Source excerpt:

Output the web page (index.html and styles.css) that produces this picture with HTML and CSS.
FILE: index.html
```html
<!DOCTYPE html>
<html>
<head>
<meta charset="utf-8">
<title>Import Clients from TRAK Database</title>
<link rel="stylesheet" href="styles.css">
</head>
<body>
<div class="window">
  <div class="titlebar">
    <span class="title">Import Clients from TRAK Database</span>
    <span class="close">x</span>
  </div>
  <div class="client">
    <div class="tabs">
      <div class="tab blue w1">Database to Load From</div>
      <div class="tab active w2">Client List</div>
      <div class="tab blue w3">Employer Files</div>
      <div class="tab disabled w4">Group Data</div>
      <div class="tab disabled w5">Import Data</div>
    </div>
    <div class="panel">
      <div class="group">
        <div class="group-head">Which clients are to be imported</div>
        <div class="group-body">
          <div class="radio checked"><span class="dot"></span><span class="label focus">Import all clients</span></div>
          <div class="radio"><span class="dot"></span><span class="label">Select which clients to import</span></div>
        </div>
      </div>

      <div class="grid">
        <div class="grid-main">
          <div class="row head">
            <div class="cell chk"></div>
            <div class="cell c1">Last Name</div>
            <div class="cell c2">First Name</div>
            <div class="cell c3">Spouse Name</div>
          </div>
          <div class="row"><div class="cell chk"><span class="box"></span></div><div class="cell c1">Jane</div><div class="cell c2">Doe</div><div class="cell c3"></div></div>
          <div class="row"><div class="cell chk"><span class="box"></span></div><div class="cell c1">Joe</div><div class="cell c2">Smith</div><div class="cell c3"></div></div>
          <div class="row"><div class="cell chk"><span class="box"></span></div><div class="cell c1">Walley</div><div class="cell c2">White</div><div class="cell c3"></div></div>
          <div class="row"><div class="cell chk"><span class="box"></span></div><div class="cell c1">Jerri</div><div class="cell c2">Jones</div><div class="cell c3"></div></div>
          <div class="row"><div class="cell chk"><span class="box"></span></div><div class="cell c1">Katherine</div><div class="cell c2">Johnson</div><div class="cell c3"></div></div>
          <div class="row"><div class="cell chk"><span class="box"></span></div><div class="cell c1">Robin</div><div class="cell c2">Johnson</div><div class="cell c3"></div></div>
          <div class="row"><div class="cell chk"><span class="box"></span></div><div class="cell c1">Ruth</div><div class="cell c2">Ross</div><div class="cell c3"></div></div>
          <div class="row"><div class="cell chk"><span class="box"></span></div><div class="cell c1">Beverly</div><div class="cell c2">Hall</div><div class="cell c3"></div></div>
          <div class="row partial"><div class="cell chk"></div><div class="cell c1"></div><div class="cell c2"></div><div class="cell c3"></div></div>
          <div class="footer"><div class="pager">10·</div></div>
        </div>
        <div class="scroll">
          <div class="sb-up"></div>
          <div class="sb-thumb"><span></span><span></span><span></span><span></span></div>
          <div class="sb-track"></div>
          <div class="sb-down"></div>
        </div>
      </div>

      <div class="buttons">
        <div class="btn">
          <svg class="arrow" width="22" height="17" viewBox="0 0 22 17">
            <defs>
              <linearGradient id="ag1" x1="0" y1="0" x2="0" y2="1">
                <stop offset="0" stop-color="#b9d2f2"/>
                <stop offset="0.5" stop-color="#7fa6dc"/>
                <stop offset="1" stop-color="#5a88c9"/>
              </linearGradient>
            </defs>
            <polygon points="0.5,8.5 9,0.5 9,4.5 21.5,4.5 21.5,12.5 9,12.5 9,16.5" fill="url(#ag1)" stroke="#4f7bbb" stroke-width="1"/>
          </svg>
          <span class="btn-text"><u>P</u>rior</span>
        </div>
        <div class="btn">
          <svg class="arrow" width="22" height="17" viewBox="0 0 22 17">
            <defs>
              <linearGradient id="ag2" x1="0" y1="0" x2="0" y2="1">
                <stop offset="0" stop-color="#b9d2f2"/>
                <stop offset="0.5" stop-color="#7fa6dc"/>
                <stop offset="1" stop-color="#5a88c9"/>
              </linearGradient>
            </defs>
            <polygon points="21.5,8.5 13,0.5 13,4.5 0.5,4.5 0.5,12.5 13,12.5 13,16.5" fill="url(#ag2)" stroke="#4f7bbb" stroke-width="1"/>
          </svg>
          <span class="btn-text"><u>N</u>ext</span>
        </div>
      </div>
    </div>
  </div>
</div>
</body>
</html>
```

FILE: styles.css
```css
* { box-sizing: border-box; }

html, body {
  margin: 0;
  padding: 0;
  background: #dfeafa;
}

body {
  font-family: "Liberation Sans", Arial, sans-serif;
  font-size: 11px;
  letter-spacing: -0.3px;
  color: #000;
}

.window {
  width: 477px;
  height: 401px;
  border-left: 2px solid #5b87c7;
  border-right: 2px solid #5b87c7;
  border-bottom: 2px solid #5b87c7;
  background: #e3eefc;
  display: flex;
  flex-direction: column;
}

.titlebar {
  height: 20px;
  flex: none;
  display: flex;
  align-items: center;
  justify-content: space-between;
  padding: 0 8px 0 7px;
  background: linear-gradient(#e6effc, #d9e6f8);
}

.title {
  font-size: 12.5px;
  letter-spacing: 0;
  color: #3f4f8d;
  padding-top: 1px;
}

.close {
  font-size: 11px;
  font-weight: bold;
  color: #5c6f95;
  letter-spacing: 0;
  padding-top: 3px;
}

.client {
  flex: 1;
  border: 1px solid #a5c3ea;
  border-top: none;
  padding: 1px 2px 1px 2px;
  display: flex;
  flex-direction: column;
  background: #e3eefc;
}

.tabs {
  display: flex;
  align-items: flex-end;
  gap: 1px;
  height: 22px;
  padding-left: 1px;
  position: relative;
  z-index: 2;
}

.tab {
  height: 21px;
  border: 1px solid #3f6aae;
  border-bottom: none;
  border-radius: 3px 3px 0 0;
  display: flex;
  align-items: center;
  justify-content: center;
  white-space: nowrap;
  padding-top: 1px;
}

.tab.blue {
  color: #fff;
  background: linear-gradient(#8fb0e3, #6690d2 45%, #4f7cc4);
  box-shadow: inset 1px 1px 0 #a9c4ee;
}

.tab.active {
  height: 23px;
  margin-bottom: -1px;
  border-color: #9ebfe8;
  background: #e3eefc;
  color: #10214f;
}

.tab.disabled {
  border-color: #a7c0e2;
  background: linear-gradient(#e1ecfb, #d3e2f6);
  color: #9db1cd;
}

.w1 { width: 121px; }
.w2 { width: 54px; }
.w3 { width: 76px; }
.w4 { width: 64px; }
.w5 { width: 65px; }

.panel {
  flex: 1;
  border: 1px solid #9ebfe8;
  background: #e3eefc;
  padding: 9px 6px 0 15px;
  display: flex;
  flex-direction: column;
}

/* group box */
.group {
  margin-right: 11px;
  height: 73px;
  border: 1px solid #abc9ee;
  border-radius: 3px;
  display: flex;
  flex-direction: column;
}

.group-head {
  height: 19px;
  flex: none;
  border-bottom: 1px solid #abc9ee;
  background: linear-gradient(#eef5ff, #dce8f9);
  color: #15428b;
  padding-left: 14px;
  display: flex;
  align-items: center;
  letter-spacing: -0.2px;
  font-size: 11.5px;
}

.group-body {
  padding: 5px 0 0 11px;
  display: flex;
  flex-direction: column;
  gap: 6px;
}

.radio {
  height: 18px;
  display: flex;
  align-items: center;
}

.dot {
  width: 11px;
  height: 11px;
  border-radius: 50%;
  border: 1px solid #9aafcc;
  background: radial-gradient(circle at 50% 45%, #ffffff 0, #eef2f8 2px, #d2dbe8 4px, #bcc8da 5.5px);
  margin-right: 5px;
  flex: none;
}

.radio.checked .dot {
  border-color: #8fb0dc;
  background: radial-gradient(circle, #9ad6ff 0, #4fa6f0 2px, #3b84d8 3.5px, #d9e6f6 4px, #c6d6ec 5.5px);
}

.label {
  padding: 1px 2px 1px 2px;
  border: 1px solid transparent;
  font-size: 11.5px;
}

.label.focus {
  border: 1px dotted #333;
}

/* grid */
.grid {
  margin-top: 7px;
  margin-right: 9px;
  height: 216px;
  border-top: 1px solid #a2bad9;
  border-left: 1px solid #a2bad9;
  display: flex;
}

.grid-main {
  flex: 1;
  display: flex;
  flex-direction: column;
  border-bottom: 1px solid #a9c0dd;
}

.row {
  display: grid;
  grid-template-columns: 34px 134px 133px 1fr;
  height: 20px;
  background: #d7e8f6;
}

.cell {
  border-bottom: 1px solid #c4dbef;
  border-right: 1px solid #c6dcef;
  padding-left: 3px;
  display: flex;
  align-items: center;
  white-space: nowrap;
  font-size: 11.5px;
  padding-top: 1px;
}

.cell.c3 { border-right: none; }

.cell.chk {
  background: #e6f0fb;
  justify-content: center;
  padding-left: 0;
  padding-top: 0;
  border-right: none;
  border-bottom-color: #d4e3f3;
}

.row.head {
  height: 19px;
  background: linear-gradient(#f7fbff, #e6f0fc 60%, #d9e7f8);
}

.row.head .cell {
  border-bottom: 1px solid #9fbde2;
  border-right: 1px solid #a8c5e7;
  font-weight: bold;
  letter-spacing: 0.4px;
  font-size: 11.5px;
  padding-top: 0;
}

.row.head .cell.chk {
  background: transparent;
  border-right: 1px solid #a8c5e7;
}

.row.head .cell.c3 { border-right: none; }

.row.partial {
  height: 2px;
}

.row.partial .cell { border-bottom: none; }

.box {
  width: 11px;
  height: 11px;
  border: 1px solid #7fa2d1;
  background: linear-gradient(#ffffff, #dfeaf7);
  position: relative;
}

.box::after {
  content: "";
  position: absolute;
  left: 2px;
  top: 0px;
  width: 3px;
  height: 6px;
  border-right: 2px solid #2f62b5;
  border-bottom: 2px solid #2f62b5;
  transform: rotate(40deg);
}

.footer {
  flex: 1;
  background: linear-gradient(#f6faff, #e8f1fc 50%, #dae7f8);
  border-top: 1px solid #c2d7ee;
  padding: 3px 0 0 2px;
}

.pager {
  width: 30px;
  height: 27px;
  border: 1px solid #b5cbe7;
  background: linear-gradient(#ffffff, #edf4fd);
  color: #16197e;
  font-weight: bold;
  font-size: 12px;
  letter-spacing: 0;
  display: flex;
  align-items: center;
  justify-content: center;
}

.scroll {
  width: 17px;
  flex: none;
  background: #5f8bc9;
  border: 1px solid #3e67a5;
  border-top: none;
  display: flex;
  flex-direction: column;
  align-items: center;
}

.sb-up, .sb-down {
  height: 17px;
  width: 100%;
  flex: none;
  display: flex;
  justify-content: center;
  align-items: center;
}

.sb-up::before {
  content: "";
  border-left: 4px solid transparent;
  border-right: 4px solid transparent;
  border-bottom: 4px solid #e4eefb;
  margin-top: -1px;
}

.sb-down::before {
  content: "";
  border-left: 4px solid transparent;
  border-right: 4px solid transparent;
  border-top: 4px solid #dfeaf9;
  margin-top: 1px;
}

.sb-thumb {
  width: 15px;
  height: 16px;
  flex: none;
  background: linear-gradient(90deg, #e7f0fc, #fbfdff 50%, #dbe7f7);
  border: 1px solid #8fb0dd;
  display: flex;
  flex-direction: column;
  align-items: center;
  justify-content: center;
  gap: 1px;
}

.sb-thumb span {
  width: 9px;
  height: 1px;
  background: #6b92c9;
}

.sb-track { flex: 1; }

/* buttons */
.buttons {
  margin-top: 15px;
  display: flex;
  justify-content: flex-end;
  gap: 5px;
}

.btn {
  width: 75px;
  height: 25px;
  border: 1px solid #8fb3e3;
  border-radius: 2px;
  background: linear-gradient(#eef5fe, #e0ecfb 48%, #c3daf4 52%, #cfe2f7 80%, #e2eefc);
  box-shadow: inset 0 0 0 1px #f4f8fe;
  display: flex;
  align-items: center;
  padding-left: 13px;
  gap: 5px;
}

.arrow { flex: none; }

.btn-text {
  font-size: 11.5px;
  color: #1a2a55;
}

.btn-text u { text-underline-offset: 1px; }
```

Task: Note every line above where the string "styles" shows up, and copy those lines.

Solution:
Output the web page (index.html and styles.css) that produces this picture with HTML and CSS.
<link rel="stylesheet" href="styles.css">
FILE: styles.css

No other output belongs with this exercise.